When the block of continental crust that would one day be called India separated from the supercontinent of Gondwana, it began drifting northwards towards the continent of Asia. It was a slow journey, no more than 80 millimetres per year. But there was plenty of time and for the next 100 million years or so India crept along on her raft of crust. Things were, however, about to get busy. 

The Deccan Traps

In what is now the South Atlantic Ocean, India passed over a mantle plume: a place where molten magma rose in a great column from deep within the Earth. As the continent passed slowly over the plume (which today still lies beneath the island of La Reunion), two things happened. Firstly, vast amounts of lava spewed out onto the subcontinent, covering the landscape with deep, alternating layers of basalt. And secondly, the heat from the fires beneath melted the underside of India’s crust, like a candle held over a flame.

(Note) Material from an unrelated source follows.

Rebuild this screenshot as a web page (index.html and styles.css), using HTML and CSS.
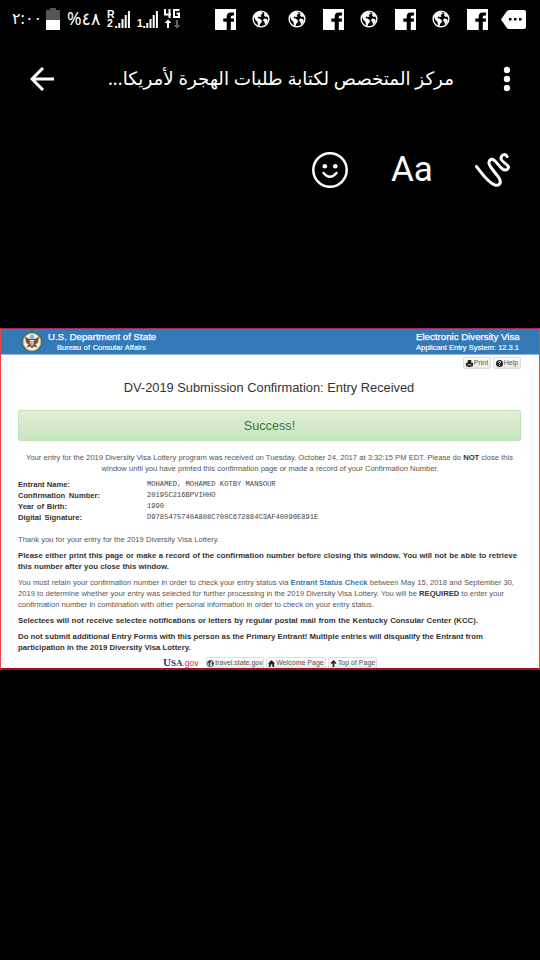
FILE: index.html
```
<!DOCTYPE html>
<html lang="ar">
<head>
<meta charset="utf-8">
<title>Story viewer</title>
<link rel="stylesheet" href="styles.css">
</head>
<body>
<svg class="defs" width="0" height="0" aria-hidden="true">
  <symbol id="fb" viewBox="0 0 21 21"><path fill="#fff" d="M0 0h21v21H0z"/><path fill="#000" d="M11.700 21v-8.300H8.300V9.500h3.400V7.600q0-4.200 4.200-4.200h3.100v3.200h-1.700q-1.500 0-1.500 1.500v1.400h3.300l-.4 3.200h-2.900V21z"/></symbol>
  <symbol id="globe" viewBox="0 0 18 18"><circle cx="9" cy="9" r="7.900" fill="#000" stroke="#fff" stroke-width="1.400"/><path fill="#fff" d="M2 5.500L5 2.500l3.500-1L11 3 9.500 4.500l-1 .5 1 1.500L8 7l-1.500-.5-1 1.500 2 .5 2.500 2-.5 2-1.500 1.500-.5 2.500-1.500-1.500-.5-3-2-2L2.500 8zM11.500 2.500l3 1 1.800 4-1.800-1-1 .5-1.500-1.500.5-1zM12 8.500l3 .5 1 2-1.500 2.500-1.500 1-.5-2.500-1.500-1.500z"/></symbol>
  <symbol id="bars" viewBox="0 0 15 17"><path stroke="#fff" stroke-width="2" d="M1.200 17v-2M4.300 17v-5M7.500 17V8M10.700 17V4M13.900 17V0"/></symbol>
</svg>
<main class="screen">
  <header class="status">
    <span class="clock">٢:٠٠</span>
    <svg class="battery" viewBox="0 0 14 22"><path fill="#555" d="M4 0h6v2h4v10H0V2h4z"/><path fill="#fff" d="M0 12h14v10H0z"/></svg>
    <span class="percent" dir="ltr">%٤٨</span>
    <span class="roam"><b>R</b><b>2</b></span>
    <svg class="bars"><use href="#bars"/></svg>
    <b class="sim">1</b>
    <svg class="bars"><use href="#bars"/></svg>
    <svg class="fourg" viewBox="0 0 16 20"><path fill="none" stroke="#fff" stroke-width="2" d="M1 0v5.500h6M5.500 0v9M15.500 1H10v7h5V4.500h-2.500"/><path fill="#fff" d="M4 10.500L7.500 14H5v5H3v-5H.5z"/><path fill="#666" d="M13 19.800L9.800 16H12v-5h2v5h2.200z"/></svg>
    <div class="notices">
      <div><svg class="fb"><use href="#fb"/></svg></div><div><svg class="globe"><use href="#globe"/></svg></div><div><svg class="globe"><use href="#globe"/></svg></div><div><svg class="fb"><use href="#fb"/></svg></div><div><svg class="globe"><use href="#globe"/></svg></div><div><svg class="fb"><use href="#fb"/></svg></div><div><svg class="globe"><use href="#globe"/></svg></div><div><svg class="fb"><use href="#fb"/></svg></div>
      <svg class="more" viewBox="0 0 25 19"><path fill="#fff" d="M0 9.500L5.500 1.500Q6.500 0 8.500 0H23q2 0 2 2v15q0 2-2 2H8.500q-2 0-3-1.500z"/><path d="M8 8h2.500v2.500H8zM13 8h2.500v2.500H13zM18 8h2.500v2.500H18z"/></svg>
    </div>
  </header>
  <nav class="bar">
    <svg class="back" viewBox="0 0 24 24"><path fill="none" stroke="#fff" stroke-width="3" d="M13 1L2 12l11 11M2 12h22"/></svg>
    <h1 dir="rtl">مركز المتخصص لكتابة طلبات الهجرة لأمريكا...</h1>
    <svg class="dots" viewBox="0 0 8 26"><g fill="#fff"><circle cx="4" cy="4" r="3.200"/><circle cx="4" cy="13" r="3.200"/><circle cx="4" cy="22" r="3.200"/></g></svg>
  </nav>
  <div class="tools">
    <svg class="smile" viewBox="0 0 36 36"><circle cx="18" cy="18" r="16.700" fill="none" stroke="#fff" stroke-width="2.500"/><circle cx="12.800" cy="14.200" r="2.300" fill="#fff"/><circle cx="23.300" cy="14.200" r="2.300" fill="#fff"/><path fill="none" stroke="#fff" stroke-width="2.500" stroke-linecap="round" d="M11.500 21q6.500 7.500 13 0"/></svg>
    <span class="aa">Aa</span>
    <svg class="scribble" viewBox="0 0 36 36"><path fill="none" stroke="#fff" stroke-width="3" stroke-linecap="round" stroke-linejoin="round" d="M1.500 14.500C6 20.500 13 31 20 33C24.500 34 26.500 31 24.500 27C22.500 22 12.500 14 14 10C15 6.500 18 6.500 20.500 9.500C24 13 28 20 32 17.500C37.500 13 25 10.500 26 6C27 1.500 31 2 32 4.500"/></svg>
  </div>
  <article class="page" lang="en" dir="ltr">
    <header class="agency">
      <svg class="seal" viewBox="0 0 22 22"><circle cx="11" cy="11" r="10.600" fill="#3d6f6c"/><circle cx="11" cy="11" r="8.800" fill="#efe9cf" stroke="#b9b98d" stroke-width=".7"/><circle cx="11" cy="11" r="7.600" fill="#f5f3e8"/><path fill="#79512f" d="M4 5.500l4 2.500 3-1 3 1 4-2.500-1 6-2.500 2 2 3-4-1-1.500 2-1.500-2-4 1 2-3L5 11.500z"/><circle cx="11" cy="6" r="2.300" fill="#7fbad9"/><path fill="#e7e7ef" d="M9 9h4v4l-2 2-2-2z"/><path stroke="#b4393d" stroke-width=".7" d="M10.200 10v4M12 10v4"/></svg>
      <div class="dept"><div class="big w107">U.S. Department of State</div><div class="small w89">Bureau of Consular Affairs</div></div>
      <div class="system"><div class="big w103">Electronic Diversity Visa</div><div class="small w103">Applicant Entry System: 12.3.1</div></div>
    </header>
    <div class="actions">
      <span class="btn print"><svg viewBox="0 0 8 8"><path fill="#222" d="M2 0h4v3h2v4H6V5H2v2H0V3h2zM2 6h4v2H2z"/></svg>Print</span>
      <span class="btn help"><svg viewBox="0 0 8 8"><circle cx="4" cy="4" r="4" fill="#222"/><path fill="none" stroke="#fff" d="M2.600 3q.2-1.400 1.500-1.300 1.500.2 1.200 1.300L4 4.300V5M4 5.800v1"/></svg>Help</span>
    </div>
    <h2>DV-2019 Submission Confirmation: Entry Received</h2>
    <div class="success">Success!</div>
    <div class="intro"><div class="line w487">Your entry for the 2019 Diversity Visa Lottery program was received on Tuesday, October 24, 2017 at 3:32:15 PM EDT. Please do <b>NOT</b> close this</div><div class="line w336">window until you have printed this confirmation page or made a record of your Confirmation Number.</div></div>
    <dl>
      <dt class="k52">Entrant Name:</dt><dd>MOHAMED, MOHAMED KOTBY MANSOUR</dd>
      <dt class="k82">Confirmation Number:</dt><dd>20195C216BPVIHHO</dd>
      <dt class="k49">Year of Birth:</dt><dd>1990</dd>
      <dt class="k64">Digital Signature:</dt><dd>D9785475740A808C700C672884C3AF40090E891E</dd>
    </dl>
    <div class="para"><div class="line w201">Thank you for your entry for the 2019 Diversity Visa Lottery.</div></div>
    <div class="para strong"><div class="line w499">Please either print this page or make a record of the confirmation number before closing this window. You will not be able to retrieve</div><div class="line w151">this number after you close this window.</div></div>
    <div class="para"><div class="line w496">You must retain your confirmation number in order to check your entry status via <b class="link">Entrant Status Check</b> between May 15, 2018 and September 30,</div><div class="line w486">2019 to determine whether your entry was selected for further processing in the 2019 Diversity Visa Lottery. You will be <b>REQUIRED</b> to enter your</div><div class="line w356">confirmation number in combination with other personal information in order to check on your entry status.</div></div>
    <div class="para strong"><div class="line w460">Selectees will not receive selectee notifications or letters by regular postal mail from the Kentucky Consular Center (KCC).</div></div>
    <div class="para strong"><div class="line w464">Do not submit additional Entry Forms with this person as the Primary Entrant! Multiple entries will disqualify the Entrant from</div><div class="line w172">participation in the 2019 Diversity Visa Lottery.</div></div>
    <footer>
      <span class="usa"><span class="u">U</span><span class="sa">SA</span><span class="gov">.gov</span></span>
      <span class="btn travel"><svg viewBox="0 0 8 8"><circle cx="4" cy="4" r="3.500" fill="#fff" stroke="#222"/><path fill="#222" d="M1 2l3-1 1 1-2 2 1 1-1 2-1-3zM6 2l1 2-1 2-1-2z"/></svg>travel.state.gov</span>
      <span class="btn welcome"><svg viewBox="0 0 8 8"><path fill="#222" d="M4 0l4 4H7v4H5V5H3v3H1V4H0z"/></svg>Welcome Page</span>
      <span class="btn top"><svg viewBox="0 0 8 8"><path fill="#222" d="M4 0l3.500 3.500L6 4.500 5 3.500V8H3V3.500l-1 1-1.500-1z"/></svg>Top of Page</span>
    </footer>
    <div class="edge"></div>
  </article>
</main>
</body>
</html>
```
FILE: styles.css
```
* { box-sizing: border-box; }
body { margin: 0; background: #000; }
.defs { position: absolute; }
svg { display: block; flex: none; }
.screen { width: 540px; height: 960px; background: #000; color: #fff; overflow: hidden; font-family: "Noto Sans", "DejaVu Sans", sans-serif; }

.status { display: flex; align-items: center; height: 38px; padding: 0 14px 0 12px; }
.clock { width: 27px; margin-right: 7px; font-size: 16px; letter-spacing: -1.200px; line-height: 20px; margin-top: -3px; white-space: nowrap; }
.battery { width: 14px; height: 22px; }
.percent { width: 34px; margin-left: 7px; font-size: 17.500px; line-height: 20px; margin-top: -2px; white-space: nowrap; }
.roam { display: flex; flex-direction: column; width: 7px; margin: 0 1px 0 6px; font: bold 10.500px/9px "Liberation Sans", sans-serif; }
.bars { width: 15px; height: 17px; }
.sim { width: 5px; margin: 8px 1px 0 7px; font: bold 10.500px/10px "Liberation Sans", sans-serif; }
.fourg { width: 16px; height: 20px; margin-left: 6px; }
.notices { display: flex; align-items: center; margin-left: auto; }
.notices div { display: flex; justify-content: center; width: 36px; }
.fb { width: 21px; height: 21px; }
.globe { width: 18px; height: 18px; }
.more { width: 25px; height: 19px; margin-left: 6px; }

.bar { display: flex; align-items: center; height: 82px; padding: 0 29px 0 30px; }
.back { width: 24px; height: 24px; }
.bar h1 { flex: 1; margin: -2px 49px 0 0; font-size: 18.300px; font-weight: 400; line-height: 30px; white-space: nowrap; }
.dots { width: 8px; height: 26px; }

.tools { display: flex; align-items: center; height: 100px; padding: 0 29px 0 312px; }
.smile { width: 36px; height: 36px; }
.aa { width: 42px; margin-left: 43px; font: 35px/40px Roboto, sans-serif; }
.scribble { width: 36px; height: 36px; margin-left: auto; }

.page { height: 342px; margin-top: 108px; display: flex; flex-direction: column; overflow: hidden; border: 1px solid #f04348; border-top-color: #a42d57; border-bottom: 2px solid #9b1519; background: #fff; color: #555; font: 7.600px/11px "Liberation Sans", sans-serif; }
.agency { display: flex; height: 26px; flex: none; padding: 1px 20px 0 20px; background: #337ab7; color: #fff; border-bottom: 1px solid #8fb8dc; }
.seal { width: 22px; height: 22px; margin-top: 1px; }
.dept { margin-left: 5px; }
.dept .small { margin-left: 9px; }
.system { margin-left: auto; }
.agency div { white-space: nowrap; }
.big { font-size: 9.700px; line-height: 13px; text-align-last: justify; -webkit-text-stroke: .25px #fff; }
.small { font-size: 7.500px; line-height: 9px; text-align-last: justify; -webkit-text-stroke: .15px #fff; }
.w107 { width: 107px; } .w89 { width: 89px; } .w103 { width: 103px; }

.actions { display: flex; justify-content: flex-end; gap: 2px; height: 15px; padding: 2px 18px 0 0; flex: none; }
.btn { display: flex; align-items: center; justify-content: center; gap: 1px; height: 12px; border: 1px solid #ddd; border-radius: 2px; background: linear-gradient(#fff, #e7e7e7); font-size: 7px; line-height: 10px; white-space: nowrap; }
.btn svg { width: 7px; height: 7px; }
.print, .help { width: 28px; }
.page h2 { flex: none; margin: 9px 2px 0 0; font-size: 12.850px; font-weight: 400; line-height: 18px; text-align: center; color: #333; }
.success { flex: none; height: 31px; margin: 13px 18px 0 17px; border: 1px solid #c3e0b7; border-radius: 2px; background: linear-gradient(#dff0d8, #c8e5bc); color: #3c763d; font-size: 12.700px; line-height: 30px; text-align: center; }
.intro { flex: none; margin: 11px 1px 0 0; display: flex; flex-direction: column; align-items: center; }
.line { white-space: nowrap; text-align-last: justify; }
.line b, .strong, dt { color: #333; font-weight: 700; }
.strong { font-size: 7.800px; }
.page .link { color: #337ab7; }
dl { flex: none; display: grid; grid-template-columns: 129px auto; grid-auto-rows: 11.100px; margin: 5px 0 0 17px; }
dt { text-align-last: justify; white-space: nowrap; }
dd { margin: 0; color: #444; font: 7.150px/11px "Liberation Mono", monospace; white-space: nowrap; }
.para { flex: none; margin: 5px 0 0 17px; }
dl + .para { margin-top: 11px; }
.k52 { width: 52px; } .k82 { width: 82px; } .k49 { width: 49px; } .k64 { width: 64px; }
.w487 { width: 487px; } .w336 { width: 336px; } .w201 { width: 201px; } .w499 { width: 499px; } .w151 { width: 151px; }
.w496 { width: 496px; } .w486 { width: 486px; } .w356 { width: 356px; } .w460 { width: 460px; } .w464 { width: 464px; } .w172 { width: 172px; }
footer { flex: none; display: flex; gap: 2px; height: 11px; margin: 4px 0 0 162px; overflow: hidden; }
.usa { display: flex; align-items: baseline; width: 41px; height: 11px; white-space: nowrap; color: #273768; font: bold 9px/10px "Liberation Serif", serif; }
.u { font-size: 11px; }
.gov { color: #c43455; font: 8.500px/10px "Liberation Sans", sans-serif; }
.travel { width: 58px; } .welcome { width: 60px; } .top { width: 49px; }
.edge { margin-top: auto; height: 2px; flex: none; background: linear-gradient(90deg, #335565 0 32px, #acb8bc 32px 98px, #466879 98px 160px, #829da7 160px); }
```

For tens of thousands of years, the lava flooded out over the eastern side of India. Occasionally, the flows would subside for a time and wind-blown dust would accumulate in thin, bright layers. At other times, rivers and shallow seas would cover the lava flows, creating layers of fine gravels and beds of silty clays. Small organisms thrived in these waters and their remains became fossils. But then, the eruptions would begin again and these fine layers would be buried in successive layers of black, fine-grained basalt.

Eventually, the continent moved away from the mantle plume and the eruptions ceased. India, carrying her massive burden of solidified basalt with her, continued her journey northwards towards Asia. But she was lighter now, much lighter, despite the weight of the 100,000 cubic kilometres of new rock that the eruptions had bestowed upon her. The subterranean fires had melted so much of her underside away that she now floated high on the crust upon which she rode. 

So she moved fast. Really fast by geological standards. By the time she reached the southern edge of Asia, India was moving at a rate of 150 millimetres per year: breakneck speed. And then, she slammed into Asia. The collision was so violent that a series of massive mountain ranges were pushed up where the edges of the two continents met.   

As this slow but monumental collision was going on, the planet continued to cool, screened from the sun’s warmth by the shroud of volcanic gas and pulverized iridium. The big creatures grew cold and began to die. The smaller creatures, the ones that scurried in the bushes and who needed less warmth to survive, evolved into every niche the big creatures – the dinosaurs – had vacated. Some of them became birds, their feathers slowly evolving from scales into feathers. 

Primates

Some of them became primates, furry creatures that, at first, walked on all fours. But as the climate warmed up again, the rainforests forests disappeared and they began to stand upright in order to see over the tall grasses that now covered the savannah lands where they lived. The descendants of this species would one day come to dominate the planet. And they would one day carve deep and spectacular caves of worship into the hard black basalt of the Deccan Traps.